Belvoir 9 Juni 1881.
Hochverehrter Herr & Freund!
Ihre lieben Zeilen vom 6. dß. sind mir richtig zugekommen. Sie erweisen in demselben dem Beschlusse des Verwaltungsrathes & denen, von welchen er ausgegangen, viel zu viel Ehre. Er war lediglich die Erfüllung eines einfachen Gebotes der Gerechtigkeit.
Der Wunsch, den Sie aussprechen, daß unser vereintes Wirken noch von langer Dauer sein möge, ist in vollem Umfange auch der meinige. Ihre Freundschaft ist mir ein unschätzbares Gut. Was ich Ihnen in jener erschütternden Stunde, die uns unsern Rüttimann entriß, über meine Gesinnungen Ihnen gegenüber sagte, bleibt gesagt & hätte ich nicht so sagen können, wenn es nicht für immer gesagt gewesen wäre.

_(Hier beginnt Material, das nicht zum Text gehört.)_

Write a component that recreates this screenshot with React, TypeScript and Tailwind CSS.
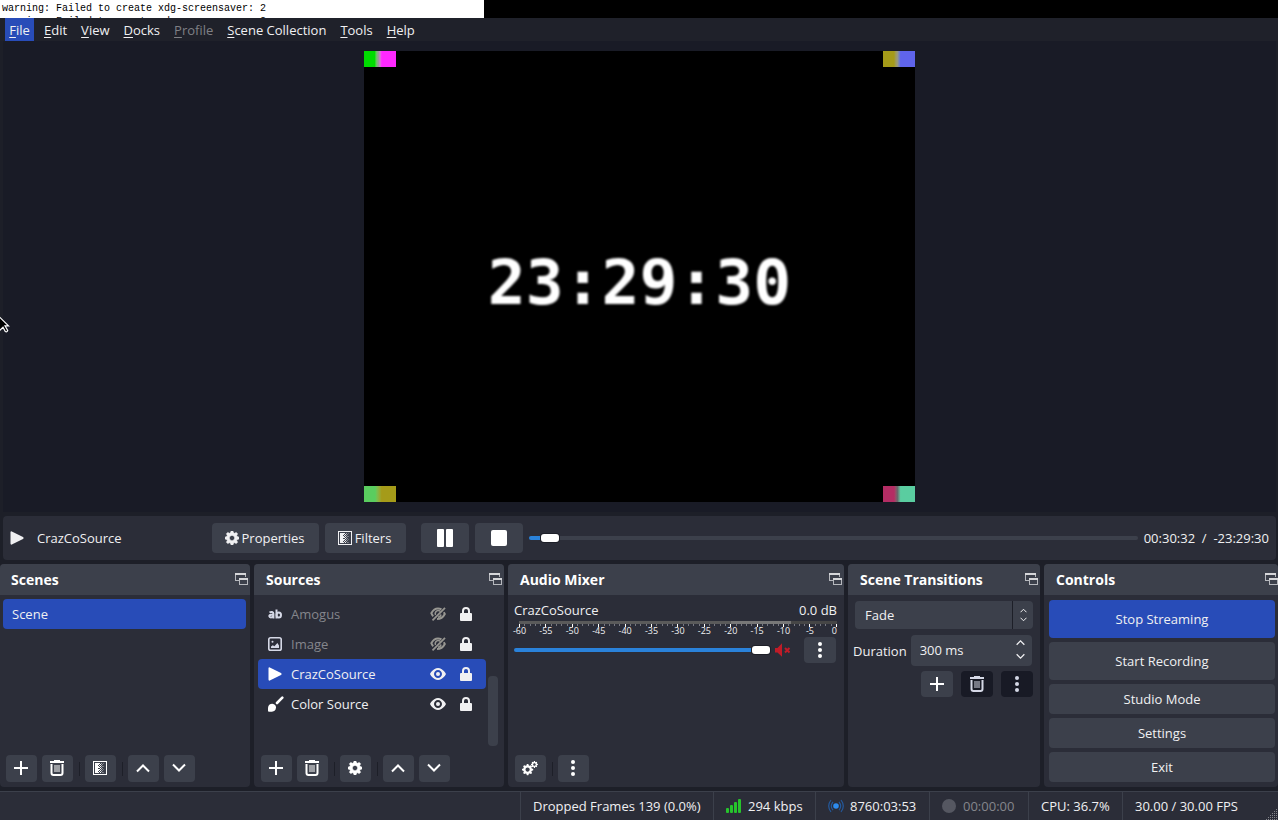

Die Nachrichten, die Sie mir von | dem Erfolge Ihrer Cur geben, haben mich sehr erfreut. Doch hat Sie die nervose Erregtheit noch nicht ganz verlassen. Ich beschwöre Sie, Ihre Cur so lange andauern zu lassen, als der Arzt es für zuträglich hält.
Lydie dankt Ihnen herzlich für Ihre freundliche Theilnahme. Das arme Kind war so leidend, daß der Arzt sie zu Bette gehen ließ. Vor zwei Jahren, nachdem sie die fürchterliche Rückenmarkkrankheit überwunden, sagte mir Dr. Meyer, sie werde noch einige Jahre an schmerzhaften Neuralgieen zu leiden haben, die, vom Rücken ausgehend, sich über den ganzen Körper verbreiten. Diese Prophezeiung des Arztes hat sich leider erwahrt. Ich bin um des Zustandes von Lydie willen am Montag nicht nach Bern gegangen. Ich hätte es für eine wahre Grausamkeit gehalten, die arme Lydie | mit ihren Schmerzen allein zu lassen. Im Nationalrathe habe ich übrigens nichts versäumt. Wahrscheinlich werde ich nun nächsten Montag nach Bern gehen.
Heute war, wie Ihnen bekannt, Sitzung des Verwaltungsrathes der N.O.B. Wie die Dinge lagen, konnte ich keinen anderen Antrag stellen als den Reingewinn, welcher von der Direction in ihrer bereits gedruckten Rechnung, die als unabänderlich behandelt wurde, auf ca fr. 636/m beziffert wird, theils abzuschreiben, theils auf neue Rechnung vorzutragen, dann aber die Direction zu beauftragen, ein Programm über das von der N.O.B. hinsichtlich der Bauverpflichtungen zu beobachtende Verfahren dem Verwaltungsrathe vorzulegen. Der letztere Antrag wurde mit Noth (12 gegen 11 Stimmen) angenommen, der | erstere aber mit 14 gegen 7 Stimmen verworfen. Die 14 Stimmen sprachen sich für eine Dividende von 3% an die Prioritätsactionäre, für eine außerordentliche Einlage von fr. 100/m in den Erneuerungsfond & für Übertragung des Restes des Reinertrages auf neue Rechnung aus. Wie habe ich Sie bei der langen Debatte, in der ich meinen Standpunct ganz allein verfechten mußte, vermißt! Altwegg & Vogler, die durch unabweisbare amtliche Geschäfte verhindert waren, in der Sitzung zu erscheinen, haben schriftliche Protestationen gegen eine Dividendenauszalung eingesandt.
Es ist hohe Zeit, daß ich schließe. Noch einmal. Wie gerne wir Sie auch haben, kommen Sie uns nicht zu frühe zurück. Wir möchten Sie eben ganz hergestellt wiedersehen.